- Yodchai Meksuwan in 1970s
- Born: Wichian Meksuwan 25 June 1942 Thailand
- Died: 2 March 2025 (aged 82) Siriraj Piyamaharajkarun Hospital, Bangkok, Thailand
- Occupations: Film actor; sculptor;
- Years active: 1970–2025
- Children: 3 sons, including Wongsamat "Nont" Meksuwan, Wanthanakom "Note" Meksuwan, Chomvichai "Noom" Meksuwan

= Yodchai Meksuwan =

Yodchai Meksuwan (ยอดชาย เมฆสุวรรณ; June 25, 1942 – March 2, 2025) was a Thai actor and sculptor whose acting career flourished during the 1970s, the golden age of Thai cinema.

==Biography==
After graduating with a degree in business administration from the College of Commerce (now the University of the Thai Chamber of Commerce), he worked as a salesperson for Bata shoes. He entered the entertainment industry after being introduced by Sukon Kewlhiem, a famous comedian and actor, who encountered him while shopping at a Bata store in Siam Square.

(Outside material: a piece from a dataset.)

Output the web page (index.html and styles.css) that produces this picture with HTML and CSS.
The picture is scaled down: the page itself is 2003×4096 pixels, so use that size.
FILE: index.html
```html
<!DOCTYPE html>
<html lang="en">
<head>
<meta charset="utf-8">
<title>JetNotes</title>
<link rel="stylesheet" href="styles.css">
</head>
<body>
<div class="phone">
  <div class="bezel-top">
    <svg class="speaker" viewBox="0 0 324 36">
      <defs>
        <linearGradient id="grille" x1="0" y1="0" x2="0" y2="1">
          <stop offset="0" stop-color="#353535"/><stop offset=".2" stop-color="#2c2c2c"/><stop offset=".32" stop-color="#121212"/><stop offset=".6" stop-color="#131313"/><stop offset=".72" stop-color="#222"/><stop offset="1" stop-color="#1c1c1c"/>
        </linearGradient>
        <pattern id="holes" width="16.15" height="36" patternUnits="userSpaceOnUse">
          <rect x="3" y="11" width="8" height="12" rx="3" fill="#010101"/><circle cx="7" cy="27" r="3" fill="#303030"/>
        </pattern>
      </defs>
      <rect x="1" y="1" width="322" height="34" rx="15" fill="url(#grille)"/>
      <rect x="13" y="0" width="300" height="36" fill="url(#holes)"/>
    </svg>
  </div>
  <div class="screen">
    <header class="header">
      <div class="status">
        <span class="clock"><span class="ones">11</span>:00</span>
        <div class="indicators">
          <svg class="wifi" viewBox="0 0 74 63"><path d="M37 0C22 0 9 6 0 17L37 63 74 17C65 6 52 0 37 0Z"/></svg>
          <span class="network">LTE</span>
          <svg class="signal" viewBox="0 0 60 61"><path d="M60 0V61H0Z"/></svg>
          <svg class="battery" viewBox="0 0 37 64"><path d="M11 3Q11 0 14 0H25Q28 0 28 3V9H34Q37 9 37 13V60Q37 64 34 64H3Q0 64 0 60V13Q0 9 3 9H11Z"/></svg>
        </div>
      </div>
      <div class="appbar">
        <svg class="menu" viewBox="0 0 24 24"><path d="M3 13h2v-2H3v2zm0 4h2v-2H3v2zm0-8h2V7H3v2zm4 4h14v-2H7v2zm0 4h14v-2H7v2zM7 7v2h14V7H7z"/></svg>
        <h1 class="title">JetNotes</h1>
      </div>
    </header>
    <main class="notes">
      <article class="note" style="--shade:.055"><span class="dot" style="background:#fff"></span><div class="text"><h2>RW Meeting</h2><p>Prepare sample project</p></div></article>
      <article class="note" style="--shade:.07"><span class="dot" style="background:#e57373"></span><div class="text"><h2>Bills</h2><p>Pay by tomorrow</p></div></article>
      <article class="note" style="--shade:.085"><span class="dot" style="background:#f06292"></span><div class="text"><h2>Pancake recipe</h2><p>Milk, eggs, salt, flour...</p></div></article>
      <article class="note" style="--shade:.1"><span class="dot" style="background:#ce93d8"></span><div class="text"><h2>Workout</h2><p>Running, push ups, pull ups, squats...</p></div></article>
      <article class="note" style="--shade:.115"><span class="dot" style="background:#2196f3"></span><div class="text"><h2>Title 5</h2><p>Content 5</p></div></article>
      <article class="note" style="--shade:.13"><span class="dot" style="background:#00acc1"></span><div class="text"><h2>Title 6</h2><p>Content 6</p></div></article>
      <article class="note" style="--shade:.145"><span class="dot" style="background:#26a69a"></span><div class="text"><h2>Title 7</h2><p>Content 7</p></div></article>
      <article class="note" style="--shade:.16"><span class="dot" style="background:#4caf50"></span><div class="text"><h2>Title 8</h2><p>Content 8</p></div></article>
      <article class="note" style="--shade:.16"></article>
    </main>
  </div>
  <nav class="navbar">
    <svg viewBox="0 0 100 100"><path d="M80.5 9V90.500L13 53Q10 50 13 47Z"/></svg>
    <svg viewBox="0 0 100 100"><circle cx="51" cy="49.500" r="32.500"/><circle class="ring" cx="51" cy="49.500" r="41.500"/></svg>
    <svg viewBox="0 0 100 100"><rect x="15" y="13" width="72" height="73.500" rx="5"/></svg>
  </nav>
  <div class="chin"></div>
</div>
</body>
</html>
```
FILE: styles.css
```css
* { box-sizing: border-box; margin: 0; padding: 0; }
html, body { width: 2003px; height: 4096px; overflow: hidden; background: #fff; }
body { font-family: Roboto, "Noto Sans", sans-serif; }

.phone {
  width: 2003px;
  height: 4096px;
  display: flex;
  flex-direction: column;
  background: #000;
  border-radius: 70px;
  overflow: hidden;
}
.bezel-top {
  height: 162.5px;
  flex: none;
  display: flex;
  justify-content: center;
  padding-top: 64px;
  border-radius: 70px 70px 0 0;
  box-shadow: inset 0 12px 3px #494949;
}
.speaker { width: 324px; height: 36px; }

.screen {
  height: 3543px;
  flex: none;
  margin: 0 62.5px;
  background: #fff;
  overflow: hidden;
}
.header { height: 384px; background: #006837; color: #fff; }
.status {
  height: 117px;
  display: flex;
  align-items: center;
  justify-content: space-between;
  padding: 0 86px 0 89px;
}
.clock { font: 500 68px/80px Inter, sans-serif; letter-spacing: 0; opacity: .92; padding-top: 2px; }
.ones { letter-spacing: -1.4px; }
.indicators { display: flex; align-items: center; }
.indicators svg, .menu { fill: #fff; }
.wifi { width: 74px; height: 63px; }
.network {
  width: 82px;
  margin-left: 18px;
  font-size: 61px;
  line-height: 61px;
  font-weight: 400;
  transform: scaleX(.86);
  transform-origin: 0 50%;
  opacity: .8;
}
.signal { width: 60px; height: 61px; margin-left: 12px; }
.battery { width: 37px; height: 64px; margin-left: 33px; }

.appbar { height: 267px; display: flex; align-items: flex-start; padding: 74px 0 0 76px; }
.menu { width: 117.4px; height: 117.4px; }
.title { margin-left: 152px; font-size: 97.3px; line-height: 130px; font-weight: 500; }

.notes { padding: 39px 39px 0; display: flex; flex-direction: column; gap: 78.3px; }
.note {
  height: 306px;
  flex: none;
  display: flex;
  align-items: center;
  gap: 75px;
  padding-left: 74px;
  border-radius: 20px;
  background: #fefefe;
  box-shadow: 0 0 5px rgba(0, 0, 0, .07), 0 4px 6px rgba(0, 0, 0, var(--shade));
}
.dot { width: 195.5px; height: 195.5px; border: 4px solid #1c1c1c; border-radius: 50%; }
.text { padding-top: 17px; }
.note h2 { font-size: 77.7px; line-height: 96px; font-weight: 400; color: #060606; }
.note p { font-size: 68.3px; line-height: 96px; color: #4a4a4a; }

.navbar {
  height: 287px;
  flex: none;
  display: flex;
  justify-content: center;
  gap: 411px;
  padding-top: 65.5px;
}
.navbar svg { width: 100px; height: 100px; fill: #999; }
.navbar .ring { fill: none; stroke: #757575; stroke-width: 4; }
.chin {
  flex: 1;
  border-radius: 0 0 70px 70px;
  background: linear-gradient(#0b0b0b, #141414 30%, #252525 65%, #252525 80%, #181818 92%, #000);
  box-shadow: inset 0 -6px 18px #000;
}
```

He starred in the debut film Nam Jai Phor Kha in 1971, which was an immediate success and quickly established him as a popular actor. Unlike most of his male contemporaries, many of whom appeared primarily in action films, Yodchai often starred in dramas, frequently opposite actress Pawana Chanajit in playful, bickering romantic roles typical of romantic comedies and romance films. He also starred opposite another actress who came from a beauty pageant background, Supak Likhitkul. The two went on to appear together in several other films.

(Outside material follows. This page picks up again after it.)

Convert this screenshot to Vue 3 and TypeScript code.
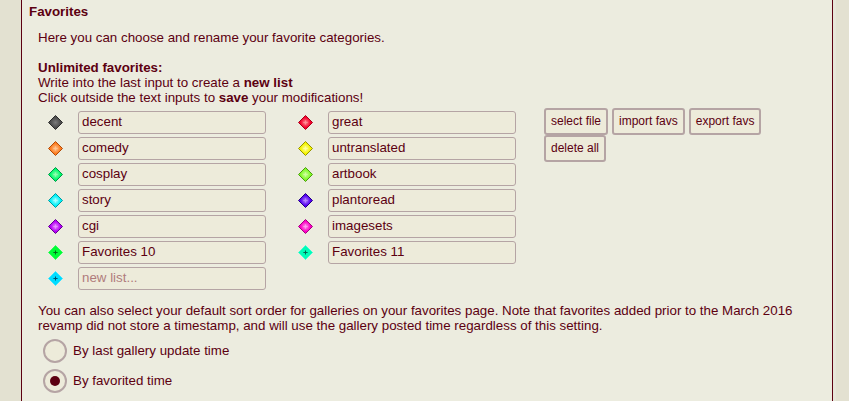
<script setup lang="ts">
import { ref } from 'vue'

interface Favorite {
  name: string
  edge: string
  fill: string
  glow: string
  extra?: boolean
}

const favorites = ref<Favorite[]>([
  { name: 'decent', edge: '#2c2c2c', fill: '#4c4c4c', glow: '#7c7c7c' },
  { name: 'great', edge: '#a80018', fill: '#f4002c', glow: '#ff8c94' },
  { name: 'comedy', edge: '#b04a08', fill: '#fc7c20', glow: '#ffc490' },
  { name: 'untranslated', edge: '#949400', fill: '#f4f400', glow: '#ffffa0' },
  { name: 'cosplay', edge: '#009448', fill: '#00f868', glow: '#90ffb0' },
  { name: 'artbook', edge: '#4c9a10', fill: '#80f828', glow: '#d0ff9c' },
  { name: 'story', edge: '#009a9e', fill: '#00f0f8', glow: '#a4ffff' },
  { name: 'plantoread', edge: '#200080', fill: '#5400f0', glow: '#b484ff' },
  { name: 'cgi', edge: '#600090', fill: '#b400f4', glow: '#e890ff' },
  { name: 'imagesets', edge: '#a40080', fill: '#fc00c4', glow: '#ff9cec' },
  { name: 'Favorites 10', edge: '#30ff58', fill: '#00fc38', glow: '#006c18', extra: true },
  { name: 'Favorites 11', edge: '#38ffd0', fill: '#00fcb8', glow: '#006450', extra: true },
  { name: '', edge: '#38e4ff', fill: '#00dcff', glow: '#005470', extra: true },
])

const sortOrder = ref('favorited')
</script>

<template>
  <div class="page">
    <main class="panel">
      <h2>Favorites</h2>
      <div class="content">
        <p class="intro">Here you can choose and rename your favorite categories.</p>
        <p>
          <b>Unlimited favorites:</b><br />
          Write into the last input to create a <b>new list</b><br />
          Click outside the text inputs to <b>save</b> your modifications!
        </p>
        <div class="editor">
          <div class="favorites">
            <div v-for="(fav, i) in favorites" :key="i" class="favorite">
              <svg width="15" height="15" viewBox="0 0 15 15">
                <defs>
                  <radialGradient :id="'gem' + i">
                    <stop offset="0" :stop-color="fav.extra ? fav.fill : fav.glow" />
                    <stop offset="0.7" :stop-color="fav.fill" />
                  </radialGradient>
                </defs>
                <path
                  d="M7.5.5 14.5 7.5 7.5 14.5.5 7.5Z"
                  :fill="`url(#gem${i})`"
                  :stroke="fav.edge"
                />
                <path
                  v-if="i > 0"
                  d="M7 5.4h1V7h1.6v1H8v1.6H7V8H5.4V7H7Z"
                  :fill="fav.glow"
                />
              </svg>
              <input v-model="fav.name" type="text" placeholder="new list..." spellcheck="false" />
            </div>
          </div>
          <div class="actions">
            <button>select file</button>
            <button>import favs</button>
            <button>export favs</button>
            <button>delete all</button>
          </div>
        </div>
        <p class="note">
          You can also select your default sort order for galleries on your favorites page. Note that
          favorites added prior to the March 2016 revamp did not store a timestamp, and will use the
          gallery posted time regardless of this setting.
        </p>
        <div class="options">
          <label><input v-model="sortOrder" type="radio" value="updated" /><span>By last gallery update time</span></label>
          <label><input v-model="sortOrder" type="radio" value="favorited" /><span>By favorited time</span></label>
        </div>
      </div>
    </main>
  </div>
</template>

<style>
body {
  background: #e3e1d1;
  overflow: hidden;
}
</style>

<style scoped>
.page {
  height: 401px;
  padding: 0 16px 0 21px;
  overflow: hidden;
  background: #e3e1d1;
  color: #5c0011;
  font: 13.333px/15px 'Liberation Sans', Arial, sans-serif;
}
.panel {
  box-sizing: border-box;
  width: 812px;
  height: 401px;
  padding: 4px 7px 0;
  border: solid #5c0011;
  border-width: 0 1px;
  background: #ececdf;
  box-shadow: 3px 0 #e7e6d9;
}
h2 {
  margin: 0;
  font-size: 13.333px;
  line-height: 15px;
}
.content {
  padding: 11px 9px 0;
}
p {
  margin: 0;
}
.intro {
  margin-bottom: 15px;
}
.editor {
  display: flex;
  margin-top: 3px;
}
.favorites {
  display: grid;
  grid-template-columns: 250px 250px;
  grid-auto-rows: 26px;
  width: 506px;
  padding-top: 3px;
}
.favorite {
  display: flex;
  align-items: flex-start;
  gap: 15px;
  padding-left: 10px;
}
.favorite svg {
  margin-top: 4px;
}
.favorite input {
  box-sizing: border-box;
  width: 188px;
  height: 23px;
  margin: 0;
  padding: 1px 3px 3px;
  border: 1px solid #b5a4a4;
  border-radius: 3px;
  outline: none;
  background: #edebda;
  color: inherit;
  font: inherit;
}
.favorite input::placeholder {
  color: #b07c7c;
  opacity: 1;
}
.actions {
  display: flex;
  flex-wrap: wrap;
  align-content: flex-start;
  column-gap: 4px;
  width: 240px;
}
button {
  box-sizing: border-box;
  height: 27px;
  margin: 0;
  padding: 0 5px 1px;
  border: 2px solid #b5a4a4;
  border-radius: 3px;
  background: #edebda;
  color: inherit;
  font: 12px/15px 'Liberation Sans', Arial, sans-serif;
}
.note {
  margin-top: 10px;
}
.options {
  display: flex;
  flex-direction: column;
  gap: 6px;
  padding: 6px 0 0 5px;
}
label {
  display: flex;
  align-items: center;
  gap: 6px;
  height: 24px;
}
label span {
  padding-bottom: 2px;
}
input[type='radio'] {
  appearance: none;
  display: grid;
  place-items: center;
  box-sizing: border-box;
  width: 24px;
  height: 24px;
  margin: 0;
  border: 2px solid #b5a4a4;
  border-radius: 50%;
  background: #edebda;
}
input[type='radio']:checked::before {
  content: '';
  width: 10px;
  height: 10px;
  border-radius: 50%;
  background: #5c0011;
}
</style>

His acting credits include The 6 Ultra Brothers vs. the Monster Army (1974), a Japanese–Thai co-production in the kaiju genre. He played Dr. Wisut, a scientist who initially refuses to believe in the existence of Hanuman. He later appeared in Hanuman and the Five Riders (1975), in which he portrayed Dr. Ward. Yodchai other acting credits include The Legend of Suriyothai (2001), Fa Mai (2004), Death Happens (2009), Suea Sung Fah (2011), and its follow Suea Sung Fah II: Payak Payong (2013).

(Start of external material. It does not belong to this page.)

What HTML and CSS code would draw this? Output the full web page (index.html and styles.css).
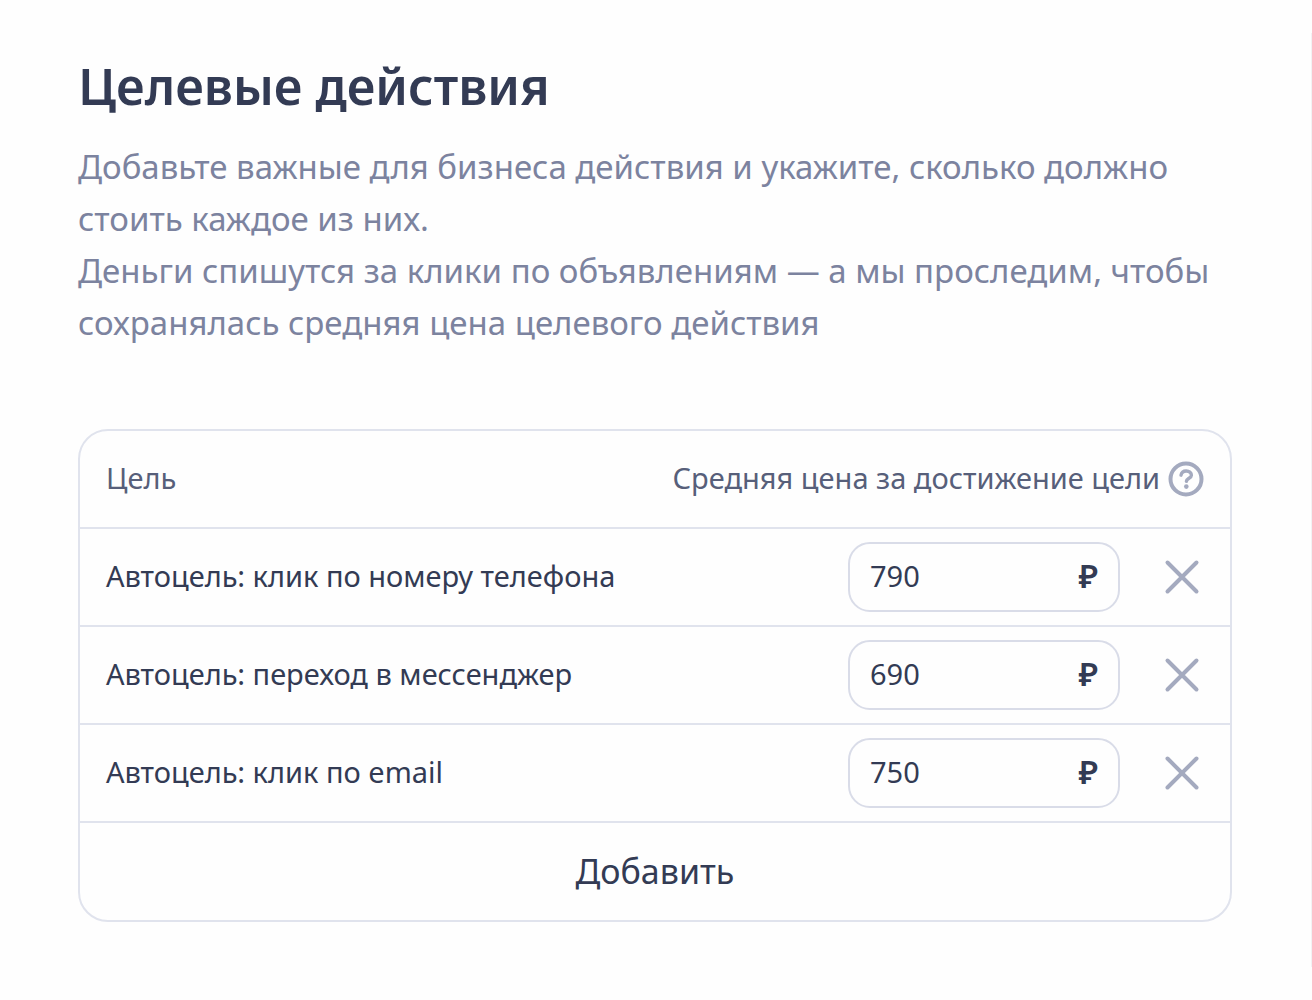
FILE: index.html
```html
<!DOCTYPE html>
<html lang="ru">
<head>
<meta charset="utf-8">
<title>Целевые действия</title>
<link rel="stylesheet" href="styles.css">
</head>
<body>
<main class="panel">
  <h1 class="title">Целевые действия</h1>
  <p class="lead">Добавьте важные для бизнеса действия и укажите, сколько должно стоить каждое из них.<br>Деньги спишутся за клики по объявлениям — а мы проследим, чтобы сохранялась средняя цена целевого действия</p>
  <div class="card">
    <table class="goals">
      <thead>
        <tr>
          <th class="goal" scope="col"><span class="text">Цель</span></th>
          <th class="price-head" scope="col" colspan="2">
            <div class="head-line"><span class="text">Средняя цена за достижение цели</span>
            <button class="help" type="button" aria-label="Справка"><svg width="36" height="36" viewBox="0 0 36 36" fill="none" stroke="currentColor" stroke-width="4"><circle cx="18" cy="18" r="15.5"/><path d="M13 14.200c.500-2.700 2.500-4.200 5.200-4.200 3 0 5.200 1.700 5.200 4.200 0 3-4.900 3.100-5 6.200" stroke-width="3.400" stroke-linecap="round"/><circle cx="18.300" cy="25.600" r="2.300" fill="currentColor" stroke="none"/></svg></button></div>
          </th>
        </tr>
      </thead>
      <tbody>
        <tr>
          <td class="goal"><label class="text" for="p1">Автоцель: клик по номеру телефона</label></td>
          <td class="price"><div class="field"><input class="text" id="p1" type="text" value="790"><span class="unit">₽</span></div></td>
          <td class="drop"><button class="remove" type="button" aria-label="Удалить"><svg width="36" height="36" viewBox="0 0 36 36" fill="none" stroke="currentColor" stroke-width="4" stroke-linecap="round"><path d="M3.500 3.500l29 29M32.500 3.500l-29 29"/></svg></button></td>
        </tr>
        <tr>
          <td class="goal"><label class="text" for="p2">Автоцель: переход в мессенджер</label></td>
          <td class="price"><div class="field"><input class="text" id="p2" type="text" value="690"><span class="unit">₽</span></div></td>
          <td class="drop"><button class="remove" type="button" aria-label="Удалить"><svg width="36" height="36" viewBox="0 0 36 36" fill="none" stroke="currentColor" stroke-width="4" stroke-linecap="round"><path d="M3.500 3.500l29 29M32.500 3.500l-29 29"/></svg></button></td>
        </tr>
        <tr>
          <td class="goal"><label class="text" for="p3">Автоцель: клик по email</label></td>
          <td class="price"><div class="field"><input class="text" id="p3" type="text" value="750"><span class="unit">₽</span></div></td>
          <td class="drop"><button class="remove" type="button" aria-label="Удалить"><svg width="36" height="36" viewBox="0 0 36 36" fill="none" stroke="currentColor" stroke-width="4" stroke-linecap="round"><path d="M3.500 3.500l29 29M32.500 3.500l-29 29"/></svg></button></td>
        </tr>
      </tbody>
    </table>
    <button class="add" type="button">Добавить</button>
  </div>
</main>
</body>
</html>
```
FILE: styles.css
```css
* { box-sizing: border-box; }
body {
  margin: 0;
  padding: 33px 0;
  background: #fefefe;
  color: #333b54;
  font-family: "Noto Sans", "Open Sans", sans-serif;
  font-size: 29px;
}
button { display: block; border: 0; padding: 0; background: none; color: inherit; font: inherit; cursor: pointer; }
svg { display: block; }
.panel { padding: 23px 79px 45px 78px; border-right: 1px solid #f2f2f4; }
.title { margin: 0; font-size: 50px; line-height: 60px; font-weight: 600; }
.lead { margin: 25px 0 80px; font-size: 33px; line-height: 52px; color: #7c839f; }
.card { border: 2px solid #e0e3ed; border-radius: 30px; overflow: hidden; }
.goals { width: 100%; border-collapse: separate; border-spacing: 0; }
.goals th, .goals td { height: 98px; padding: 0; border-bottom: 2px solid #e0e3ed; font-weight: 400; text-align: left; }
.goals .goal { padding-left: 26px; }
.goals th { color: #575f7a; }
.text { display: block; padding: 0 0 4px; }
.head-line { display: flex; justify-content: flex-end; align-items: center; gap: 8px; padding-right: 26px; }
.help, .remove { color: #a4aabf; }
.goals .drop { width: 110px; padding-left: 44px; }
.field { display: flex; align-items: center; width: 272px; height: 70px; margin-left: auto; padding: 0 20px; border: 2px solid #d9dce8; border-radius: 22px; }
.field input { flex: 1; min-width: 0; border: 0; outline: 0; background: none; color: inherit; font: inherit; }
.unit { padding-bottom: 4px; font-size: 33px; font-weight: 600; }
.add { width: 100%; height: 97px; padding-bottom: 2px; font-size: 34px; }
```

In addition to acting, he was also a sculptor, creating numerous sculptures and wax figures depicting various notable people. He eventually opened a museum featuring his works, housed in a mansion designed in the style of a European Renaissance-era estate. The museum is located at the western end of Borommaratchachonnani Road, heading toward Nakhon Pathom.

==Death==
Yodchai Mekasuwan died peacefully from myocardial ischemia on March 2, 2025, at 9:39 p.m., at Siriraj Piyamaharajkarun Hospital, aged 82 years and 8 months. His cremation ceremony was held on June 8, 2025, at Wat Makutkasatthiyaram.